Investigators hired by Kuwait say that Saddam Hussein controls a vast and hidden financial empire funded with skimmed oil profits. Some alleged elements of the network:

Saddam's friendship with Jordan's King Hussein may have helped him move money out of Iraq and into Jordan's central bank. Jordan also allegedly helped ship Kuwaiti cars to Europe after the invasion. Authorities have already seized an Aston Martin in Miami said to be owned by Saddam's son.

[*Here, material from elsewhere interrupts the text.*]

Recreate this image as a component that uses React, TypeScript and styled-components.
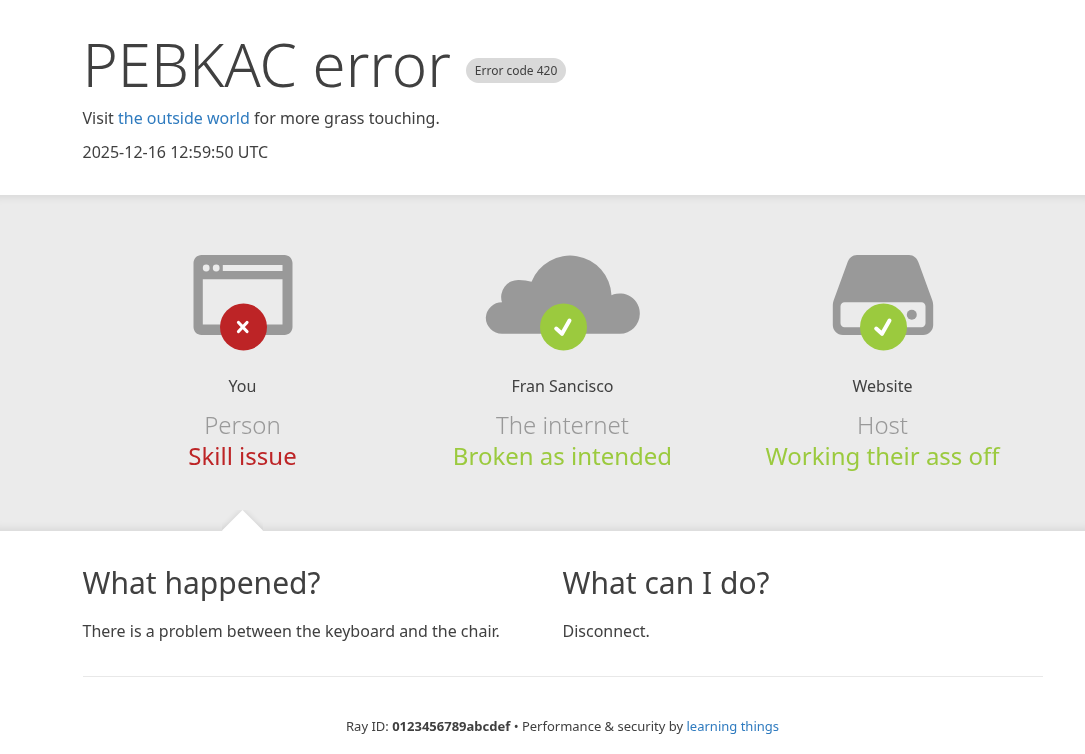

The financial brains behind the network is said to be Barzan al-Takriti, Saddam's half brother and former head of Iraq's secret police (right). As Iraq's ambassador to the U.N. in Switzerland, Barzan is based in Geneva--where Kroll says many of Saddam's financial assets are controlled. Barzan has denied any financial power.

Saddam allegedly set up dozens of companies that were fronts for procuring weapons technology. Among them, say U.S. authorities, was Matrix Churchill, an Ohio machine-tool distributor that was boarded up last fall. The company's suspected Iraqi ownership was hidden in complex layers of British companies.

Iraq-linked firms invested in many publicly traded companies. In Europe the network bought a total of $1 billion worth of stock in such companies as Hachette, the French publisher of some U.S. magazines. Among the investments: an 8.4 percent stake in Hachette.